Tom Collins

Personal information
- Born: Kilmoyley, County Kerry, Ireland

Sport
- Football Position: Forward
- Hurling Position: Forward

Club
- Years: Club
- Kilmoyley

Club titles
- Football / Hurling
- Kerry titles: 0 / 3

Inter-county
- Years: County
- Kerry (F) Kerry (H)

Inter-county titles
- Football / Hurling
- Munster Titles: 2 / 1 Junior
- All-Ireland Titles: 1 / 1 Junior
- League titles: 2 / 0
- All-Stars: 0 / 0

= Tom Collins (dual player) =

Irish hurler and Gaelic footballer

Tom Collins was a dual player from County Kerry, Ireland. He played hurling with Kerry and Kilmoyley and football with Kerry and St Brendans.

==Playing career==
- Club hurling
Collins won every domestic hurling honour available with Kilmoyley. Winning Kerry Senior Hurling Championships in 1962, 1963, 1964 and playing in losing finals in 1955, 1956, 1958.

- Club football
Tom was a mainstay of the St Brendans district team for many years, playing in several county senior football finals, and winning a Kerry Minor Football Championship with the division in 1953.

- Inter-county hurling
Tom was part of the Kerry team that won the All-Ireland Junior Hurling Championship in 1961 beating London in the final.

- Intercounty football
He won an All Ireland Senior Medal with Kerry in 1959 as a member of the panel. He also won an All-Ireland Junior Football Championship Medal in 1954. He won National Football League Medals in 1953 and 1959.

==Place in history==
In 1956, Collins earned a place in GAA history by playing in three Munster Finals in one day.
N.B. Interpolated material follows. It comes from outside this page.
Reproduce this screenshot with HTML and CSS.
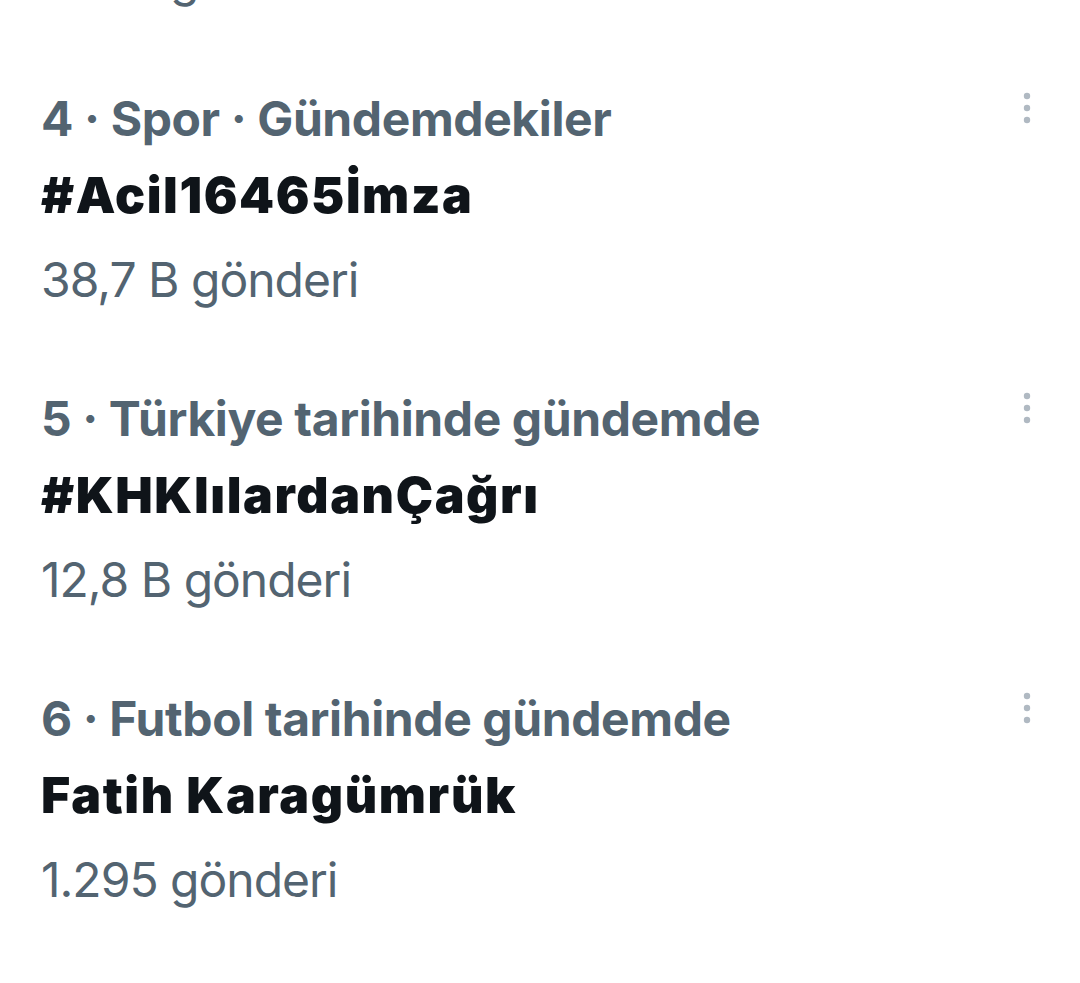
FILE: index.html
```html
<!DOCTYPE html>
<html lang="tr">
<head>
<meta charset="utf-8">
<link rel="stylesheet" href="styles.css">
</head>
<body>
<div class="prev-tail"><div class="count">1.295 gönderi</div></div>
<div class="list">
  <div class="item">
    <div class="meta-row">
      <div class="meta">4 · Spor · Gündemdekiler</div>
      <svg class="more" width="12" height="36" viewBox="0 0 12 36"><circle cx="6" cy="6" r="3.2"/><circle cx="6" cy="18" r="3.2"/><circle cx="6" cy="30" r="3.2"/></svg>
    </div>
    <div class="title">#Acil16465İmza</div>
    <div class="count">38,7 B gönderi</div>
  </div>
  <div class="item">
    <div class="meta-row">
      <div class="meta">5 · Türkiye tarihinde gündemde</div>
      <svg class="more" width="12" height="36" viewBox="0 0 12 36"><circle cx="6" cy="6" r="3.2"/><circle cx="6" cy="18" r="3.2"/><circle cx="6" cy="30" r="3.2"/></svg>
    </div>
    <div class="title">#KHKlılardanÇağrı</div>
    <div class="count">12,8 B gönderi</div>
  </div>
  <div class="item">
    <div class="meta-row">
      <div class="meta">6 · Futbol tarihinde gündemde</div>
      <svg class="more" width="12" height="36" viewBox="0 0 12 36"><circle cx="6" cy="6" r="3.2"/><circle cx="6" cy="18" r="3.2"/><circle cx="6" cy="30" r="3.2"/></svg>
    </div>
    <div class="title">Fatih Karagümrük</div>
    <div class="count">1.295 gönderi</div>
  </div>
</div>
</body>
</html>
```
FILE: styles.css
```css
html, body {
  margin: 0;
  padding: 0;
  background: #ffffff;
}
body {
  font-family: Inter, "Noto Sans", sans-serif;
  width: 1080px;
  height: 983px;
  overflow: hidden;
}
.prev-tail {
  height: 54px;
  overflow: hidden;
  padding-left: 41px;
}
.prev-tail .count {
  margin-top: -66px;
}
.list {
  display: flex;
  flex-direction: column;
}
.item {
  padding: 29px 41px 29px 41px;
  height: 300px;
  box-sizing: border-box;
}
.meta-row {
  display: flex;
  justify-content: space-between;
  align-items: flex-start;
}
.meta {
  font-size: 48px;
  font-weight: 700;
  line-height: 72px;
  letter-spacing: -0.4px;
  color: #536471;
}
.more {
  fill: #b0b9c2;
  margin-top: 7px;
  margin-right: 6px;
}
.title {
  font-size: 50px;
  font-weight: 900;
  line-height: 80px;
  letter-spacing: 1.6px;
  color: #0f1419;
}
.count {
  font-size: 48px;
  font-weight: 400;
  line-height: 90px;
  letter-spacing: -1px;
  color: #536471;
}
```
He played corner forward with the Junior Hurlers as they beat Waterford 6–07 to 0–03, then again in the corner for the Junior Footballers as they also beat Waterford 4–10 to 1–04, however he could not make it 3 out of 3 as he came on as a sub in the replayed Munster Senior Football Championship Final only for Kerry to go down to Cork by 1–08 to 1–07.